Tout d’abord, pourquoi sortir cette autobiographie après vos deux précédents polars ?
C’est juste une question d’éditeur. Fayard avait les droits pour les deux premiers, pas pour On the Brinks car mon éditeur irlandais était ami avec le Seuil. Ces derniers ont finalement tout raflé. On the Brinks est sorti il y a dix ans en Irlande où il avait choqué les Britanniques, bien sûr à propos de ce que je dis sur Long Kesh. Mon histoire à New-York, il la connaissait via la diaspora irlandaise.
Comment passe-t-on de la lutte pour l’indépendance à un casse de transports de fonds ?
Je voulais vivre mon rêve américain... Tom O’Connell dont je parle dans le livre, s’occupait des compatriotes irlandais, surtout ceux qui avaient participé à la lutte. Il travaillait à la Brinks et m’avait invité à une première fête, pour l’Independence Day, où je m’étais rendu compte que la surveillance était ridicule. Puis j’y suis retournée, pour une autre fête, Halloween. J’ai eu cette même sensation de facilité. Je lui ai dit à Tom, un peu sur le ton de la plaisanterie, il ne savait pas si c’était du lard ou du cochon parce que je venais de Belfast, où les gens sont réputés très droits. Dans ma tête, je faisais le casse, j’en donnais une partie à Tom, qui était mon ami, pour le mettre à l’abri et voilà... Nous ne nous sommes plus jamais parlés.
Comment expliquez-vous que l’on n’ait rien retrouvé de l’argent volé ?
Il y avait deux équipes du FBI sur moi.
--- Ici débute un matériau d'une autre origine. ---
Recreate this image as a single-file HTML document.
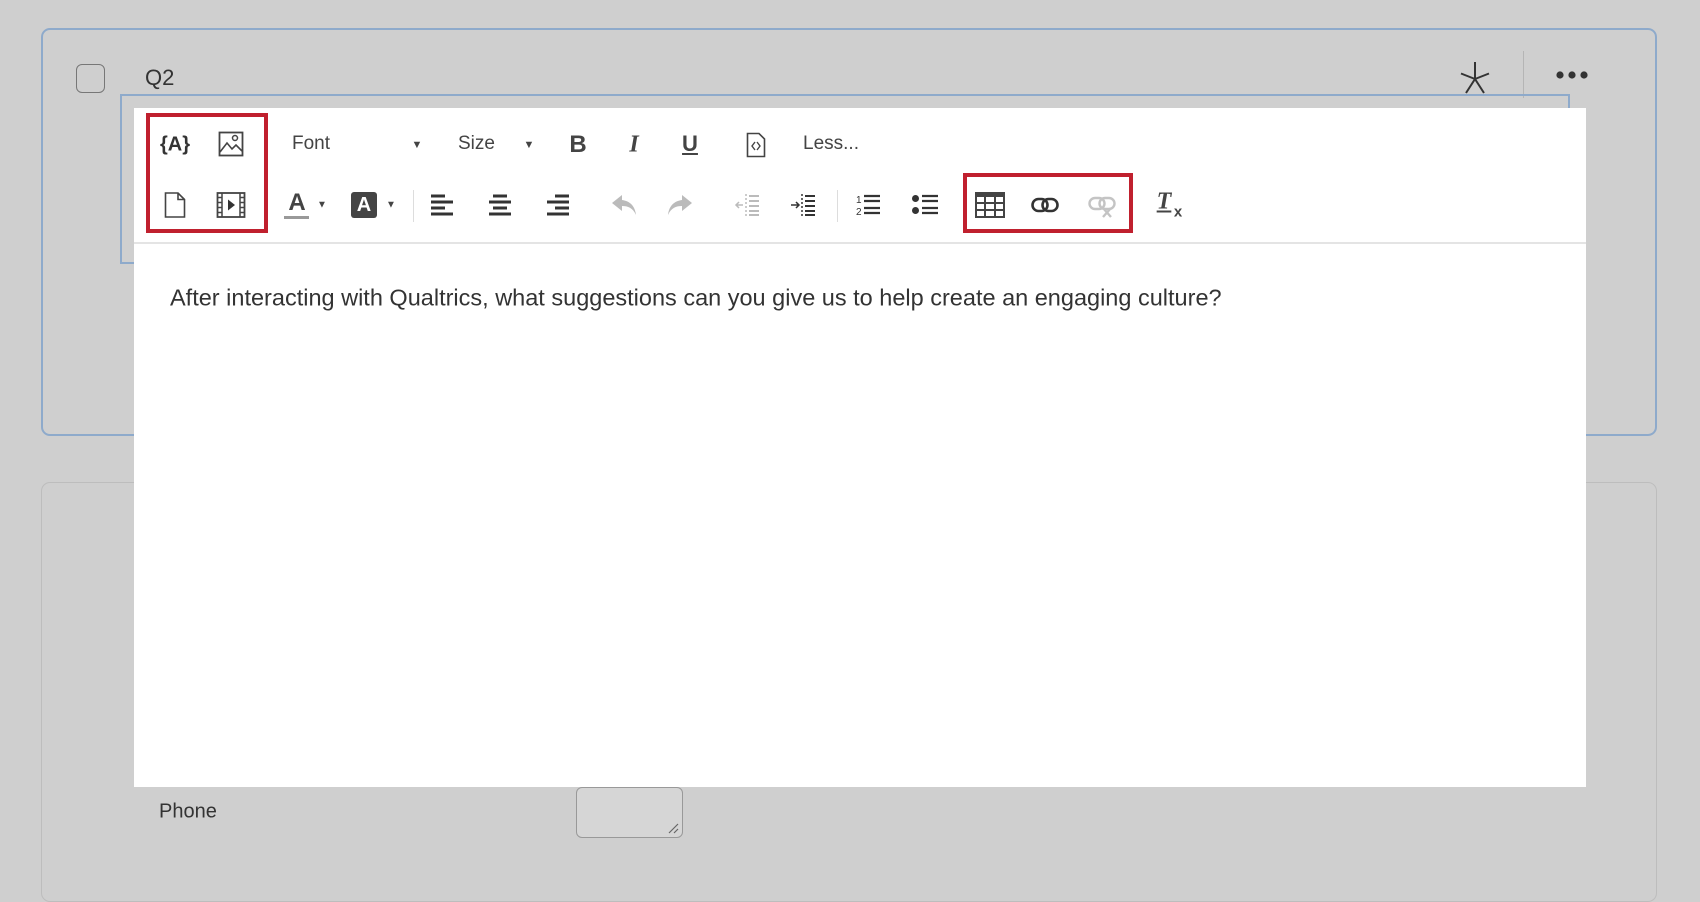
<!DOCTYPE html>
<html><head><meta charset="utf-8"><style>
*{margin:0;padding:0;box-sizing:border-box}
body{width:1700px;height:850px;background:#cfcfcf;position:relative;overflow:hidden;font-family:"Liberation Sans",Arial,sans-serif;color:#333}
.a{position:absolute}
.ic{position:absolute;transform:translate(-50%,-50%)}
.t{position:absolute;transform:translateY(-50%);font-size:19px;color:#444}
</style></head><body>
<div class="a" style="left:41px;top:28px;width:1616px;height:408px;border:2px solid #8eaacb;border-radius:9px"></div>
<div class="a" style="left:41px;top:482px;width:1616px;height:420px;border:1.5px solid #bdbdbd;border-radius:9px"></div>
<div class="a" style="left:76px;top:64px;width:29px;height:29px;border:1.5px solid #777;border-radius:6px"></div>
<div class="t" style="left:145px;top:78px;font-size:22px;color:#333">Q2</div>
<svg class="a" style="left:1459px;top:60px" width="32" height="34" viewBox="0 0 32 34"><path d="M16 2V19M16 19L2 13.5M16 19L30 13.5M16 19L7 33M16 19L25 33" stroke="#333" stroke-width="2" fill="none"/></svg>
<div class="a" style="left:1523px;top:51px;width:1px;height:47px;background:#b5b5b5"></div>
<svg class="a" style="left:1555px;top:70px" width="34" height="10" viewBox="0 0 34 10"><circle cx="5" cy="5" r="3.6" fill="#333"/><circle cx="17" cy="5" r="3.6" fill="#333"/><circle cx="29" cy="5" r="3.6" fill="#333"/></svg>
<div class="a" style="left:120px;top:94px;width:1450px;height:170px;border:2px solid #8eaacb"></div>
<div class="a" style="left:134px;top:108px;width:1452px;height:679px;background:#fff"></div>
<div class="a" style="left:134px;top:242px;width:1452px;height:2px;background:#e4e4e4"></div>
<div class="a" style="left:146px;top:113px;width:122px;height:120px;border:4px solid #c0202e"></div>
<div class="a" style="left:963px;top:173px;width:170px;height:60px;border:4px solid #c0202e"></div>

<!-- row1 -->
<div class="ic" style="left:175px;top:145px;font-size:20px;font-weight:bold;color:#333">{A}</div>
<svg class="ic" style="left:231px;top:144px" width="26" height="26" viewBox="0 0 26 26"><rect x="1.5" y="1.5" width="23" height="23" fill="none" stroke="#444" stroke-width="1.8"/><circle cx="17" cy="7" r="2.5" fill="none" stroke="#444" stroke-width="1.5"/><path d="M2 21 L9 12 L14 18 L18 14 L24 20" fill="none" stroke="#444" stroke-width="1.6"/></svg>
<div class="t" style="left:292px;top:144px">Font</div>
<div class="ic" style="left:417px;top:145px;font-size:11px;color:#444">▼</div>
<div class="t" style="left:458px;top:144px">Size</div>
<div class="ic" style="left:529px;top:145px;font-size:11px;color:#444">▼</div>
<div class="ic" style="left:578px;top:145px;font-size:24px;font-weight:bold;color:#444">B</div>
<div class="ic" style="left:634px;top:145px;font-size:24px;font-weight:bold;font-style:italic;color:#444;font-family:'Liberation Serif',serif">I</div>
<div class="ic" style="left:690px;top:144px;font-size:22px;font-weight:bold;text-decoration:underline;color:#444">U</div>
<svg class="ic" style="left:756px;top:145px" width="20" height="26" viewBox="0 0 20 26"><path d="M1.5 1.5H13L18.5 7V24.5H1.5Z" fill="none" stroke="#444" stroke-width="1.6"/><path d="M9 10L6 14L9 18M11 10L14 14L11 18" fill="none" stroke="#444" stroke-width="1.4"/></svg>
<div class="t" style="left:803px;top:144px">Less...</div>

<!-- row2 -->
<svg class="ic" style="left:175px;top:205px" width="22" height="27" viewBox="0 0 22 27"><path d="M1.5 1.5H14L20.5 8V25.5H1.5Z M14 1.5V8H20.5" fill="none" stroke="#444" stroke-width="1.6"/></svg>
<svg class="ic" style="left:231px;top:205px" width="30" height="27" viewBox="0 0 30 27"><rect x="1.5" y="1.5" width="27" height="24" fill="none" stroke="#444" stroke-width="1.8"/><path d="M6 1.5V25.5M24 1.5V25.5" stroke="#444" stroke-width="1.5"/><path d="M2 6H6M2 11H6M2 16H6M2 21H6M24 6H28M24 11H28M24 16H28M24 21H28" stroke="#444" stroke-width="1.5"/><path d="M12 8L19 13.5L12 19Z" fill="#333"/></svg>
<div class="ic" style="left:297px;top:203px;font-size:24px;font-weight:bold;color:#444">A</div>
<div class="a" style="left:284px;top:216px;width:25px;height:3px;background:#999"></div>
<div class="ic" style="left:322px;top:205px;font-size:10px;color:#444">▼</div>
<div class="ic" style="left:364px;top:205px;width:26px;height:26px;background:#444;border-radius:3px;color:#fff;font-weight:bold;font-size:20px;text-align:center;line-height:26px">A</div>
<div class="ic" style="left:391px;top:205px;font-size:10px;color:#444">▼</div>
<div class="a" style="left:413px;top:190px;width:1px;height:32px;background:#ddd"></div>
<svg class="ic" style="left:443px;top:205px" width="24" height="22" viewBox="0 0 24 22"><path d="M0 2H14M0 8H22M0 14H14M0 20H22" stroke="#333" stroke-width="3"/></svg>
<svg class="ic" style="left:500px;top:205px" width="24" height="22" viewBox="0 0 24 22"><path d="M5 2H19M1 8H23M5 14H19M1 20H23" stroke="#333" stroke-width="3"/></svg>
<svg class="ic" style="left:557px;top:205px" width="24" height="22" viewBox="0 0 24 22"><path d="M10 2H24M2 8H24M10 14H24M2 20H24" stroke="#333" stroke-width="3"/></svg>
<svg class="ic" style="left:624px;top:205px" width="26" height="22" viewBox="0 0 26 22"><path d="M11 1L1 9L11 17V12C17 12 22 14 25 21C24 12 19 7 11 6Z" fill="#bbb"/></svg>
<svg class="ic" style="left:680px;top:205px" width="26" height="22" viewBox="0 0 26 22"><path d="M15 1L25 9L15 17V12C9 12 4 14 1 21C2 12 7 7 15 6Z" fill="#bbb"/></svg>
<svg class="ic" style="left:747px;top:205px" width="26" height="24" viewBox="0 0 26 24"><path d="M12 1V23" stroke="#bbb" stroke-width="1.5" stroke-dasharray="2 2"/><path d="M15 3H25M15 8H25M15 13H25M15 18H25M15 22H25" stroke="#bbb" stroke-width="2"/><path d="M9 12H2M5 9L2 12L5 15" fill="none" stroke="#bbb" stroke-width="1.5"/></svg>
<svg class="ic" style="left:803px;top:205px" width="26" height="24" viewBox="0 0 26 24"><path d="M12 1V23" stroke="#333" stroke-width="1.5" stroke-dasharray="2 2"/><path d="M15 3H25M15 8H25M15 13H25M15 18H25M15 22H25" stroke="#333" stroke-width="2"/><path d="M1 12H9M6 9L9 12L6 15" fill="none" stroke="#333" stroke-width="1.5"/></svg>
<div class="a" style="left:837px;top:190px;width:1px;height:32px;background:#ddd"></div>
<svg class="ic" style="left:868px;top:205px" width="24" height="24" viewBox="0 0 24 24"><text x="0" y="10" font-size="10" fill="#333" font-family="Liberation Sans">1</text><text x="0" y="22" font-size="10" fill="#333" font-family="Liberation Sans">2</text><path d="M8 3H24M8 8H24M8 15H24M8 20H24" stroke="#333" stroke-width="2.2"/></svg>
<svg class="ic" style="left:925px;top:205px" width="26" height="24" viewBox="0 0 26 24"><circle cx="3.5" cy="5.5" r="3.5" fill="#333"/><circle cx="3.5" cy="17.5" r="3.5" fill="#333"/><path d="M10 3H26M10 8H26M10 15H26M10 20H26" stroke="#333" stroke-width="2.2"/></svg>
<svg class="ic" style="left:990px;top:205px" width="30" height="26" viewBox="0 0 30 26"><rect x="0" y="0" width="30" height="5" fill="#444"/><rect x="1" y="1" width="28" height="24" fill="none" stroke="#444" stroke-width="2"/><path d="M1 11H29M1 18H29M10 5V25M20 5V25" stroke="#444" stroke-width="2"/></svg>
<svg class="ic" style="left:1045px;top:205px" width="28" height="16" viewBox="0 0 28 16"><rect x="1.5" y="2" width="15" height="12" rx="6" fill="none" stroke="#333" stroke-width="2.6"/><rect x="11.5" y="2" width="15" height="12" rx="6" fill="none" stroke="#333" stroke-width="2.6"/></svg>
<svg class="ic" style="left:1102px;top:207px" width="28" height="22" viewBox="0 0 28 22"><rect x="1.5" y="2" width="15" height="11" rx="5.5" fill="none" stroke="#c4c4c4" stroke-width="2.4"/><rect x="11.5" y="2" width="15" height="11" rx="5.5" fill="none" stroke="#c4c4c4" stroke-width="2.4"/><path d="M15 12L23 21M23 12L15 21" stroke="#c4c4c4" stroke-width="2.4"/></svg>
<div class="ic" style="left:1164px;top:202px;font-size:24px;font-weight:bold;font-style:italic;color:#444;text-decoration:underline;font-family:'Liberation Serif',serif">T</div>
<div class="ic" style="left:1178px;top:212px;font-size:15px;font-weight:bold;color:#444">x</div>

<div class="t" style="left:170px;top:298px;font-size:23.5px;color:#333">After interacting with Qualtrics, what suggestions can you give us to help create an engaging culture?</div>

<div class="t" style="left:159px;top:812px;font-size:20px;color:#333">Phone</div>
<div class="a" style="left:576px;top:787px;width:107px;height:51px;border:1.5px solid #999;border-radius:6px;background:#d6d6d6"></div>
<svg class="a" style="left:667px;top:822px" width="12" height="12" viewBox="0 0 12 12"><path d="M11 2L2 11M11 7L7 11" stroke="#666" stroke-width="1.2"/></svg>
</body></html>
Une qui me surveillait par rapport aux casinos clandestins mais qui s’en fichait un peu. Une autre, après le casse, qui épiait mes moindres mouvements. Parce que justement un ancien du FBI, un Irlandais qui, lui, détestait ces compatriotes, était persuadé que j’avais fait le coup. Je ne sais pas ce qui s’est passé avec l’argent. Mais je peux vous dire que lors de mon interpellation, j’avais une ceinture de 300 000 dollars sur moi ! Cet argent non plus n’a jamais été retrouvé, ni consigné dans un procès-verbal...
Pourquoi le président Clinton vous a-t-il gracié ?
C’était au moment des négociations de l’accord de paix du Vendredi Saint, entre catholiques et protestants. On est en 1995 et l’administration Clinton pensait que je serais plus utile chez moi, avec les Républicains. Il voulait faire un bon geste. J’ai donc fini ma peine de cinq ans là-bas.
Toujours en colère après Gerry Adams, Martin McGuinness du Sinn Fein ?
Ce sont des égoïstes, ils n’ont pensé qu’à eux. Et Gerry Adams n’a pas été prisonnier à Long Kesh : il a été interné, nuance !
Dans ces conditions, comment êtes-vous devenu écrivain ?
Je viens d’un milieu très populaire, je ne suis pas allé à l’université. Mon père par contre était un lecteur, de romans de cow-boys, de romans historiques. Moi ? C’était les comics américains. Et surtout Stan Lee ! J’ai appris avec lui, c’était mon professeur. C’est à Long Kesh, dans ma cellule, qu’en blaguant on se disait, « ce serait formidable à raconter » c’est là que j’ai, pour la première fois, pensé à écrire... Après toutes ces années, Dieu fait jaillir sa lumière sur moi.